Last month, more than 100 retired generals and admirals wrote to members of the Senate expressing "profound concern" about Haspel's nomination -- specifically for her involvement in interrogating terrorism suspects that some say amounted to torture.
"I would never allow the CIA to be allowed to be involved in corrosive interrogations," Haspel said Wednesday when asked about waterboarding, a controversial interrogation technique that simulates drowning.
One figure apparently concerned about Haspel's nomination is Khalid Shaikh Mohammed, the mastermind of the Sept. 11 attacks who was captured in 2003 and interrogated on numerous occasions by the CIA. His attorneys have asked a military judge for permission to share information about Haspel with the committee.
According Senate investigators, Mohammed was "waterboarded" 183 times, slapped, slammed into a wall, shackled into painful positions and sleep-deprived while forced to stand with his hands chained above his chest, The New York Times reported.
Internal CIA documents said Mohammed nearly drowned as a result of some of the waterboardings, a Senate intelligence committee study found in 2014.

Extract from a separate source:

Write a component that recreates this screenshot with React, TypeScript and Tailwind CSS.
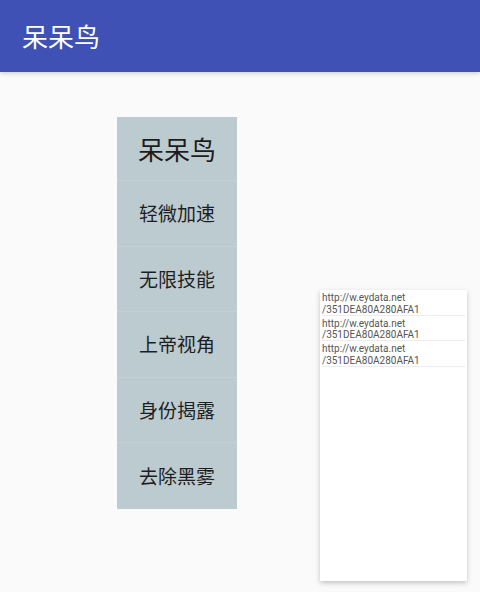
const cjk = { fontFamily: '"Noto Sans CJK SC", "Noto Sans", sans-serif' };

const menuItems = ["轻微加速", "无限技能", "上帝视角", "身份揭露", "去除黑雾"];

const links = [
  "http://w.eydata.net\n/351DEA80A280AFA1",
  "http://w.eydata.net\n/351DEA80A280AFA1",
  "http://w.eydata.net\n/351DEA80A280AFA1",
];

export default function App() {
  return (
    <div className="relative h-[592px] w-[480px] overflow-hidden bg-[#fafafa]">
      {/* app bar */}
      <div className="flex h-[72px] items-center bg-[#3f51b5] px-[22px] shadow-[0_2px_4px_rgba(0,0,0,0.15)]">
        <span className="text-[26px] leading-none text-white" style={cjk}>
          呆呆鸟
        </span>
      </div>

      <div className="flex items-start">
        {/* side menu */}
        <div className="ml-[117px] mt-[45px] flex w-[120px] flex-col bg-[#bccbd0]" style={cjk}>
          <div className="flex h-[64px] items-center justify-center border-b border-[#c3d0d4] text-[26px] text-[#1c1c1c]">
            呆呆鸟
          </div>
          {menuItems.map((item, i) => (
            <div
              key={item}
              className={
                i < menuItems.length - 1
                  ? "flex h-[65.5px] items-center justify-center border-b border-[#c3d0d4] text-[19px] text-[#1e1e1e]"
                  : "flex h-[65.5px] items-center justify-center text-[19px] text-[#1e1e1e]"
              }
            >
              {item}
            </div>
          ))}
        </div>

        {/* link list */}
        <div className="ml-[83px] mt-[218px] flex h-[291px] w-[147px] flex-col bg-white px-[2px] shadow-[0_2px_5px_rgba(0,0,0,0.22)]">
          {links.map((l, i) => (
            <div
              key={i}
              className="h-[25.5px] whitespace-pre border-b border-[#ececec] pt-[2px] text-[10px] leading-[11.5px] text-[#555]"
              style={{ fontFamily: 'Roboto, "Liberation Sans", sans-serif' }}
            >
              {l}
            </div>
          ))}
        </div>
      </div>
    </div>
  );
}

A CIA spokesman told the Times he couldn't say whether Haspel was ever involved in Mohammed's interrogations.
When asked how she would respond if ordered to torture detainees again, Haspel said, "I would never, ever take the CIA back to an interrogation program."

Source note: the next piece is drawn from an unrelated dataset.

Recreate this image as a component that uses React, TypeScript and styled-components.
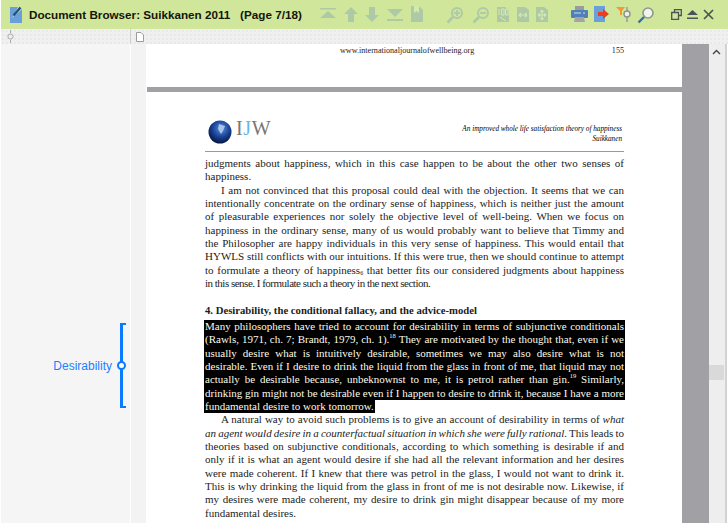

"I would not put CIA officers at risk by asking them to undertake risky, controversial activity again," she added.
Haspel said the tapes were destroyed due to a security risk posed to CIA officers on the tapes.
Haspel, 61, joined the CIA in 1985 and spent most of her career as a clandestine operative. She has served as deputy CIA director since last year and acting director since April 26. For a few weeks in 2013, she was the agency's acting director of the National Clandestine Service under President Barack Obama.
If confirmed, Haspel would become the CIA's first permanent female director.